Does the current oil price trend look good?

In 2014, it was a $120 a barrel world. In 2015, $60 was the high point. First quarter of 2016, prices have been sub-$30. At $30, the pain was very significant and we took the pain well. However, because our operational cost from core operations are so low, we were able to withstand that pressure -- Cairn is one of the most efficient producers in the world. The impact on cash flow was very significant and that’s why we cut back in capital and operational cost. I am cautiously optimistic on the future but at sub-$30, production is not viable over the world, except some fields in the Middle East.
 
What will be Cairn India’s business plan in such a low price regime?

We will continue to focus on our core fields --- Bhagyam, Mangala and Aishwarya. Then, we have Ragheswari deep gas, where we will continue with production. The third is tight oil, not economic at $30-40 but we continue to do field work and are hopeful that the government reforms will address this the same way they have addressed high temperature, high pressure -- in terms of ensuring there is sufficient investment incentive in difficult formations across India. We will be careful with capital.

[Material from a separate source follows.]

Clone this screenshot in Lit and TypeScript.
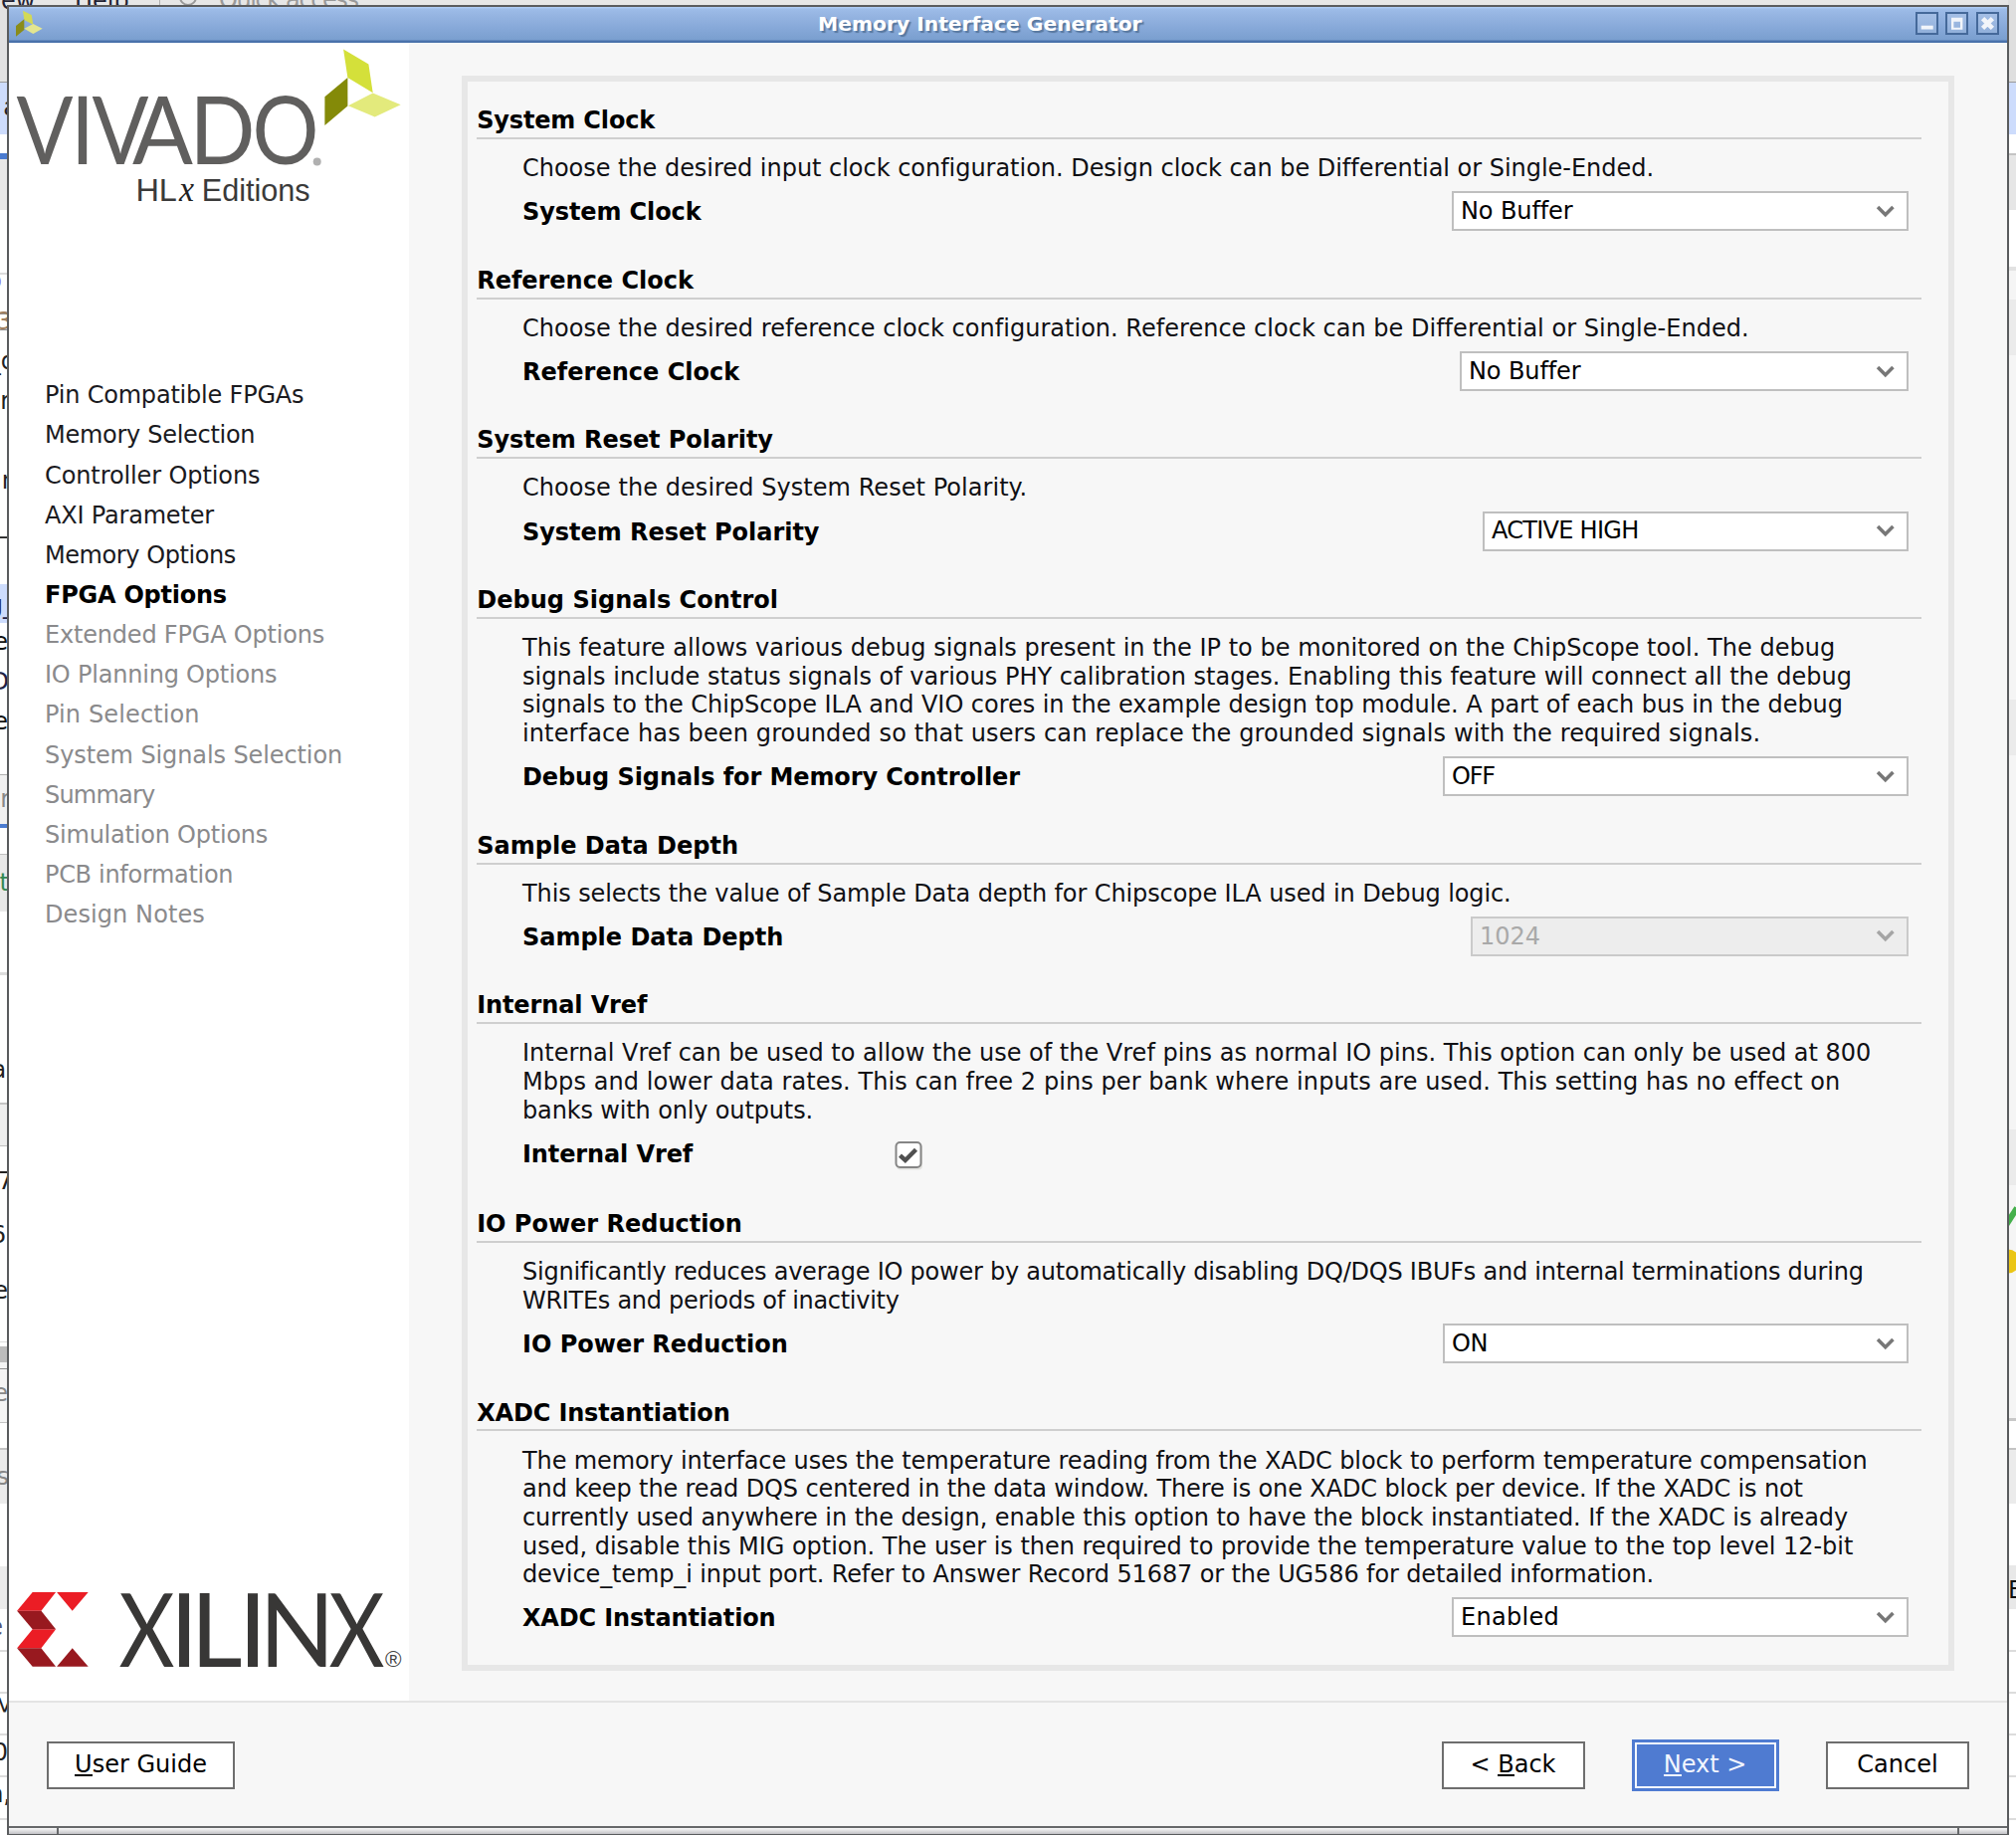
import { LitElement, html, svg, css, nothing } from "lit";

type Line = [text: string, width: number];
interface Section {
  title: Line;
  lines: Line[];
  label: Line;
  value?: Line;
  comboWidth?: number;
  disabled?: boolean;
  checkbox?: boolean;
}

const end = (right: number, origin: number): number => right * 1.2921 - origin + 0.4;
const T = (t: string, e: number): Line => [t, end(e, 479.2)];
const D = (t: string, e: number): Line => [t, end(e, 525)];
const N = (t: string, e: number): Line => [t, end(e, 45)];

const sections: Section[] = [
  {
    title: T("System Clock", 509),
    lines: [D("Choose the desired input clock configuration. Design clock can be Differential or Single-Ended.", 1286)],
    label: D("System Clock", 545),
    value: ["No Buffer", 112.5],
    comboWidth: 459,
  },
  {
    title: T("Reference Clock", 539),
    lines: [D("Choose the desired reference clock configuration. Reference clock can be Differential or Single-Ended.", 1360)],
    label: D("Reference Clock", 575),
    value: ["No Buffer", 112.5],
    comboWidth: 451,
  },
  {
    title: T("System Reset Polarity", 601),
    lines: [D("Choose the desired System Reset Polarity.", 798.5)],
    label: D("System Reset Polarity", 637),
    value: ["ACTIVE HIGH", 147.5],
    comboWidth: 428,
  },
  {
    title: T("Debug Signals Control", 605),
    lines: [
      D("This feature allows various debug signals present in the IP to be monitored on the ChipScope tool. The debug", 1427),
      D("signals include status signals of various PHY calibration stages. Enabling this feature will connect all the debug", 1440),
      D("signals to the ChipScope ILA and VIO cores in the example design top module. A part of each bus in the debug", 1433),
      D("interface has been grounded so that users can replace the grounded signals with the required signals.", 1369),
    ],
    label: D("Debug Signals for Memory Controller", 793),
    value: ["OFF", 43],
    comboWidth: 468,
  },
  {
    title: T("Sample Data Depth", 574),
    lines: [D("This selects the value of Sample Data depth for Chipscope ILA used in Debug logic.", 1175)],
    label: D("Sample Data Depth", 609),
    value: ["1024", 61],
    comboWidth: 440,
    disabled: true,
  },
  {
    title: T("Internal Vref", 503),
    lines: [
      D("Internal Vref can be used to allow the use of the Vref pins as normal IO pins. This option can only be used at 800", 1455),
      D("Mbps and lower data rates. This can free 2 pins per bank where inputs are used. This setting has no effect on", 1431),
      D("banks with only outputs.", 632),
    ],
    label: D("Internal Vref", 538.5),
    checkbox: true,
  },
  {
    title: T("IO Power Reduction", 577),
    lines: [
      D("Significantly reduces average IO power by automatically disabling DQ/DQS IBUFs and internal terminations during", 1449),
      D("WRITEs and periods of inactivity", 699),
    ],
    label: D("IO Power Reduction", 612.5),
    value: ["ON", 36],
    comboWidth: 468,
  },
  {
    title: T("XADC Instantiation", 567.5),
    lines: [
      D("The memory interface uses the temperature reading from the XADC block to perform temperature compensation", 1452),
      D("and keep the read DQS centered in the data window. There is one XADC block per device. If the XADC is not", 1402),
      D("currently used anywhere in the design, enable this option to have the block instantiated. If the XADC is already", 1437),
      D("used, disable this MIG option. The user is then required to provide the temperature value to the top level 12-bit", 1441),
      D("device_temp_i input port. Refer to Answer Record 51687 or the UG586 for detailed information.", 1286),
    ],
    label: D("XADC Instantiation", 603),
    value: ["Enabled", 99],
    comboWidth: 459,
  },
];

const steps: Line[] = [
  N("Pin Compatible FPGAs", 236),
  N("Memory Selection", 198),
  N("Controller Options", 202),
  N("AXI Parameter", 166),
  N("Memory Options", 183),
  N("FPGA Options", 176),
  N("Extended FPGA Options", 252),
  N("IO Planning Options", 215),
  N("Pin Selection", 155),
  N("System Signals Selection", 266),
  N("Summary", 120),
  N("Simulation Options", 208),
  N("PCB information", 181),
  N("Design Notes", 159),
];
const current = 5;

/** One unwrapped run of text, tracked so that it fills a given advance width. */
class FitText extends LitElement {
  static properties = { text: {}, width: { type: Number } };
  declare text: string;
  declare width: number;
  static styles = css`
    :host { display: block; white-space: pre; }
    .run { font-variant-ligatures: none; }
  `;
  render() {
    return html`<span class="run">${this.text}</span>`;
  }
  updated() {
    const run = this.renderRoot.querySelector<HTMLElement>(".run")!;
    run.style.letterSpacing = "0px";
    const natural = run.getBoundingClientRect().width;
    run.style.letterSpacing = `${(this.width - natural) / this.text.length}px`;
  }
}
customElements.define("fit-text", FitText);

const fit = (l: Line) => html`<fit-text .text=${l[0]} .width=${l[1]}></fit-text>`;

// Strips of the window lying underneath: [top, height, colour]
const leftStrips: [number, number, string][] = [
  [0, 82, "#e2e2e2"], [82, 1, "#9a9a9a"], [83, 52, "#cddcfc"], [154, 6, "#4a7bd0"], [160, 51, "#e8e8e8"],
  [274, 2, "#dcdcdc"], [315, 1, "#909090"], [331, 1, "#909090"], [587, 39, "#cddcfc"], [778, 1, "#b0b0b0"],
  [779, 49, "#f0f0f0"], [828, 4, "#4a7bd0"], [858, 1, "#c0c0c0"], [859, 57, "#e8e8e8"], [977, 3, "#dddddd"],
  [1108, 2, "#c4c4c4"], [1110, 41, "#eeeeee"], [1151, 1, "#c0c0c0"], [1348, 1, "#dcdcdc"], [1353, 16, "#bcbcbc"],
  [1369, 60, "#f4f4f4"], [1375, 1, "#909090"], [1429, 1, "#c4c4c4"], [1455, 2, "#c4c4c4"], [1457, 54, "#ebebeb"],
  [1574, 43, "#ebebeb"], [1658, 2, "#dcdcdc"], [1700, 2, "#dcdcdc"], [1742, 2, "#dcdcdc"], [1784, 2, "#dcdcdc"], [1827, 2, "#dcdcdc"],
];
const rightStrips: [number, number, string][] = [
  [0, 82, "#dfdfdf"], [82, 1, "#9a9a9a"], [83, 52, "#cddcfc"], [154, 2, "#c4c4c4"], [156, 55, "#e6e6e6"],
  [268, 4, "#e2e2e2"], [272, 1153, "#f5f5f5"], [301, 56, "#ebebeb"], [703, 56, "#ebebeb"], [1135, 56, "#ebebeb"],
  [1425, 3, "#c8c8c8"], [1455, 2, "#c4c4c4"], [1457, 54, "#ebebeb"],
  [1573, 44, "#e8e8e8"], [1658, 2, "#dcdcdc"], [1700, 2, "#dcdcdc"], [1742, 2, "#dcdcdc"], [1784, 2, "#dcdcdc"], [1827, 2, "#dcdcdc"],
];
// Letters peeking out left of the dialog: [right edge, baseline, text, colour]
const peeks: [number, number, string, string][] = [
  [18, 116, "a", "#222"], [2, 290, "p", "#8a6ad8"], [12, 331, "3", "#a08060"], [16, 371, "_q", "#222"], [10, 411, "r", "#222"],
  [17, 491, "n", "#222"], [9, 535, "_", "#222"], [15, 616, "g_", "#224"], [8, 653, "e", "#111"], [9, 693, "D", "#224"],
  [8, 733, "e", "#111"], [10, 811, "r", "#888"], [9, 895, "t", "#385"], [16, 1083, "ar", "#222"], [13, 1195, "7", "#222"],
  [6, 1249, "6", "#222"], [8, 1305, "e", "#222"], [8, 1408, "e", "#888"], [9, 1492, "s", "#888"],
  [3, 1643, "e", "#557"], [15, 1724, "M", "#222"], [8, 1769, "0", "#222"], [11, 1811, "n,", "#222"],
];

const letter = (ch: string, x: number, w: number, y: number, cls: string) =>
  svg`<text class=${cls} x=${x} y=${y} textLength=${w} lengthAdjust="spacingAndGlyphs">${ch}</text>`;

class AppRoot extends LitElement {
  static styles = css`
    :host { display: block; width: 2026px; height: 1844px; font: 24px/28.66px "DejaVu Sans", sans-serif; color: #000; }
    * { box-sizing: border-box; }
    .desktop { position: relative; width: 2026px; height: 1844px; background: #fff; overflow: hidden; }
    .under { position: absolute; inset: 0; width: 2026px; height: 1844px; }
    .under text { font-family: "DejaVu Sans", sans-serif; font-size: 24px; }
    .window { position: absolute; left: 7px; top: 5px; width: 2012px; height: 1839px; border: 2px solid #5a5c5e; border-width: 2px 2px 1px 2px; background: #f7f7f7; display: flex; flex-direction: column; }
    .titlebar { height: 36px; flex: none; display: flex; align-items: center; background: linear-gradient(#b4d2fa 0, #9dbce8 2px, #96b5e2 8px, #86a8d8 60%, #7a9fcf 33px, #4a72ab 34px, #4a72ab 100%); padding: 0 8px 0 7px; }
    .appicon { flex: none; width: 28px; height: 36px; }
    .caption { flex: 1; text-align: center; font-weight: bold; font-size: 20.25px; line-height: 30px; height: 33px; color: #fff; text-shadow: 2px 2px 1px #58789f; padding-left: 1px; }
    .winbtns { display: flex; gap: 7.7px; margin-top: -3px; }
    .winbtns svg { width: 23px; height: 23px; display: block; }
    .body { height: 1668px; flex: none; display: flex; border-bottom: 2px solid #e4e4e4; }
    .side { width: 402px; flex: none; background: #fff; display: flex; flex-direction: column; }
    .logo { flex: none; width: 402px; display: block; }
    .steps { flex: 1; padding: 167.2px 0 0 36px; }
    .step { height: 40.16px; line-height: 40.16px; color: #8a8a8c; }
    .done { color: #1a1a1e; }
    .now { color: #000; font-weight: bold; }
    .main { flex: 1; padding: 33px 0 0 53px; }
    .frame { width: 1500px; height: 1603px; border: 6px solid #e7e7e7; padding: 21px 0 0 9.2px; }
    .section { display: flex; flex-direction: column; }
    .title { width: 1452px; height: 37px; padding-top: 4.2px; border-bottom: 2px solid #cfcfcf; font-weight: bold; }
    .desc { padding: 15.2px 0 0 45.8px; color: #101014; }
    .control { height: 79.8px; padding: 0 0 0 45.8px; display: flex; align-items: flex-start; }
    .control.check { height: 81.8px; }
    .label { width: 374.5px; font-weight: bold; margin-top: 15.4px; flex: none; }
    .combo { margin: 8.6px 40.3px 0 auto; height: 40px; border: 2px solid #bfbfbf; background: #fff; display: flex; align-items: center; justify-content: space-between; padding: 0 11.5px 0 7.3px; }
    .combo svg { width: 19.5px; height: 13px; flex: none; color: #777; }
    .combo.off { background: #ededed; color: #a9a9a9; border-color: #cacaca; }
    .combo.off svg { color: #a5a5a5; }
    .checkbox { width: 29px; height: 29px; margin-top: 17px; }
    .footer { flex: 1; display: flex; align-items: flex-start; padding: 38.5px 38px 0 38px; }
    .btn { height: 48px; display: flex; align-items: center; justify-content: center; background: #fff; border: 2px solid #6e6e6e; white-space: pre; }
    .btn u { text-decoration: none; border-bottom: 2px solid currentColor; line-height: 22px; display: inline-block; height: 23px; }
    .guide { width: 189px; margin-right: auto; }
    .back { width: 144px; margin-right: 47px; }
    .next { width: 148px; height: 52px; margin: -2px 47.5px 0 0; border: 3.5px solid #4f7bd1; background: #4f7bd1; box-shadow: inset 0 0 0 2px #f4f8ff; color: #f2f6ff; }
    .cancel { width: 144px; }
    .grip { height: 8px; flex: none; display: flex; border-top: 2px solid #66686a; background: linear-gradient(#fafafa, #c2c2c6); }
    .grip i { display: block; border-right: 2px solid #66686a; }
    .g1 { width: 50px; }
    .g3 { width: 48px; }
    .g2 { flex: 1; }
    .g3.g3 { border: 0; }
    .viv { font-family: Lato, "Open Sans", sans-serif; font-size: 95px; font-weight: 400; fill: #605f5e; }
    .xil { font-family: Lato, "Open Sans", sans-serif; font-size: 103.5px; font-weight: 400; fill: #383736; }
    .hlx { font-family: "Liberation Sans", Arial, sans-serif; font-size: 30.5px; fill: #3a3a3a; }
    .hlx.it { font-family: "Liberation Serif", serif; font-style: italic; font-size: 35px; fill: #222; }
    .reg { font-family: "Liberation Sans", Arial, sans-serif; font-size: 22px; fill: #444; }
  `;

  private vivado() {
    return svg`<svg class="logo" height="167" viewBox="8.6 42.8 402 167">
      <polygon fill="#d4e03a" points="344.7,49.3 370,64.3 374.3,93 349,77.7"/>
      <polygon fill="#848a08" points="326,97 349,77.7 349,106.3 326,125.7"/>
      <polygon fill="#e3ea7c" points="349.5,106 374.3,93.3 402.3,105 376.3,117.3"/>
      ${letter("V", 16, 57, 165.3, "viv")}${letter("I", 70.5, 24, 165.3, "viv")}${letter("V", 92, 57, 165.3, "viv")}
      ${letter("A", 132.5, 61, 165.3, "viv")}${letter("D", 190, 66, 165.3, "viv")}${letter("O", 253, 67, 165.3, "viv")}
      <circle cx="318.3" cy="162.3" r="4" fill="#b0b0b0"/>
      ${letter("HL", 136, 41.5, 202.3, "hlx")}
      ${letter("x", 179.5, 15, 202.3, "hlx it")}
      ${letter("Editions", 202.3, 109, 202.3, "hlx")}
    </svg>`;
  }

  private xilinx() {
    return svg`<svg class="logo" height="129" viewBox="8.6 1580 402 129">
      <g fill="#eb1d25">
        <polygon points="32.3,1600 55.7,1600 41,1618.7 16.7,1618.7"/>
        <polygon points="32.3,1637.3 55.7,1637.3 41,1656.3 16.7,1656.3"/>
        <polygon points="56.7,1600 88.3,1600 72.3,1618.7"/>
      </g>
      <g fill="#98191f">
        <polygon points="16.7,1618.7 41,1618.7 55.7,1637.3 32.3,1637.3"/>
        <polygon points="16.7,1656.3 41,1656.3 55.7,1674.7 32.3,1674.7"/>
        <polygon points="72.3,1656.3 88.3,1674.7 56.7,1674.7"/>
      </g>
      ${letter("X", 119, 56, 1674.7, "xil")}${letter("I", 170, 29, 1674.7, "xil")}${letter("L", 191, 52, 1674.7, "xil")}
      ${letter("I", 239, 29, 1674.7, "xil")}${letter("N", 260, 76, 1674.7, "xil")}${letter("X", 330, 56, 1674.7, "xil")}
      ${letter("®", 386.5, 16.5, 1674.5, "reg")}
    </svg>`;
  }

  private section(s: Section) {
    return html`<section class="section">
      <div class="title">${fit(s.title)}</div>
      <div class="desc">${s.lines.map(fit)}</div>
      <div class="control ${s.checkbox ? "check" : ""}">
        <div class="label">${fit(s.label)}</div>
        ${s.checkbox
          ? html`<svg class="checkbox" viewBox="0 0 29 29"><rect x="2" y="2.5" width="26" height="26" rx="4" fill="#e2e2df"/><rect x="1.5" y="1" width="25" height="25" rx="4" fill="#fff" stroke="#858585" stroke-width="2"/><path d="M5.5 14.2 L10.8 19 L21.5 8.3" fill="none" stroke="#505050" stroke-width="4.4"/></svg>`
          : nothing}
        ${s.value
          ? html`<div class="combo ${s.disabled ? "off" : ""}" style="width:${s.comboWidth}px">${fit(s.value)}<svg viewBox="0 0 21 14"><path d="M2.2 2.2 L10.5 10.5 L18.8 2.2" fill="none" stroke="currentColor" stroke-width="3.8"/></svg></div>`
          : nothing}
      </div>
    </section>`;
  }

  render() {
    const box = svg`<rect x="1" y="1" width="21" height="21" fill="#ffffff" fill-opacity=".13" stroke="#45699a" stroke-width="2"/>`;
    return html`<div class="desktop">
      <svg class="under" viewBox="0 0 2026 1844">
        <rect width="2026" height="6" fill="#e6e6e6"/>
        ${leftStrips.map(([y, h, c]) => svg`<rect x="0" y=${y} width="8" height=${h} fill=${c}/>`)}
        ${rightStrips.map(([y, h, c]) => svg`<rect x="2018" y=${y} width="8" height=${h} fill=${c}/>`)}
        <text x="1" y="9" fill="#223">ew</text><text x="75" y="9" fill="#223">Help</text>
        <rect x="160" y="0" width="1" height="5" fill="#b0b0b0"/>
        <circle cx="189" cy="-3" r="8" fill="none" stroke="#999" stroke-width="2"/>
        <text x="220" y="8" fill="#999" textLength="141">Quick access</text>
        ${peeks.map(([x, y, t, c]) => svg`<text x=${x} y=${y} fill=${c} text-anchor="end">${t}</text>`)}
        <path d="M2016 1231 L2027 1214" stroke="#45b04c" stroke-width="6"/>
        <circle cx="2018" cy="1267.5" r="12" fill="#ebc616"/>
        <text x="2018" y="1606" fill="#111">E</text>
      </svg>
      <div class="window">
        <div class="titlebar">
          <svg class="appicon" viewBox="16 7 28 36">
            <polygon fill="#d3d955" points="23,10.7 31.7,15 33.3,24.7 24.3,20"/>
            <polygon fill="#8a8c1a" points="16,26 24.3,19.3 24.3,30 16,36.7"/>
            <polygon fill="#e4e690" points="24.3,28.7 33.3,24 42.7,28.7 33.3,34"/>
          </svg>
          <div class="caption">Memory Interface Generator</div>
          <div class="winbtns">
            <svg viewBox="0 0 23 23">${box}<rect x="5.7" y="13.7" width="12" height="3.8" fill="#f2f5fa"/></svg>
            <svg viewBox="0 0 23 23">${box}<path fill="#f2f5fa" fill-rule="evenodd" d="M6 5.7h11.4v12H6zM8.4 9.7v6h6.6v-6z"/></svg>
            <svg viewBox="0 0 23 23">${box}<path d="M8.2 8.2 L14.8 14.8 M14.8 8.2 L8.2 14.8" stroke="#f2f5fa" stroke-width="4.6" stroke-linecap="square" fill="none"/></svg>
          </div>
        </div>
        <div class="body">
          <div class="side">
            ${this.vivado()}
            <div class="steps">${steps.map((s, i) => html`<div class="step ${i < current ? "done" : i === current ? "now" : ""}">${fit(s)}</div>`)}</div>
            ${this.xilinx()}
          </div>
          <div class="main"><div class="frame">${sections.map((s) => this.section(s))}</div></div>
        </div>
        <div class="footer">
          <div class="btn guide"><u>U</u>ser Guide</div>
          <div class="btn back">&lt; <u>B</u>ack</div>
          <div class="btn next"><u>N</u>ext &gt;</div>
          <div class="btn cancel">Cancel</div>
        </div>
        <div class="grip"><i class="g1"></i><i class="g2"></i><i class="g3"></i></div>
      </div>
    </div>`;
  }
}
customElements.define("app-root", AppRoot);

Cairn India has bailed out Vedanta group companies with commodity prices hitting their balance sheets but now even oil prices are low. Is Cairn in a position to continue doing that?

The company board looks at the needs of all shareholders, Vedanta and others. I don’t really see a conflict. If you see what we are spending on capital, it is in line with what others are doing in any case for 2015-16. Compared to last year, prices are low, so we will be mindful of that but will continue to work on production growth, bring down costs and work on optimisation for tight oil.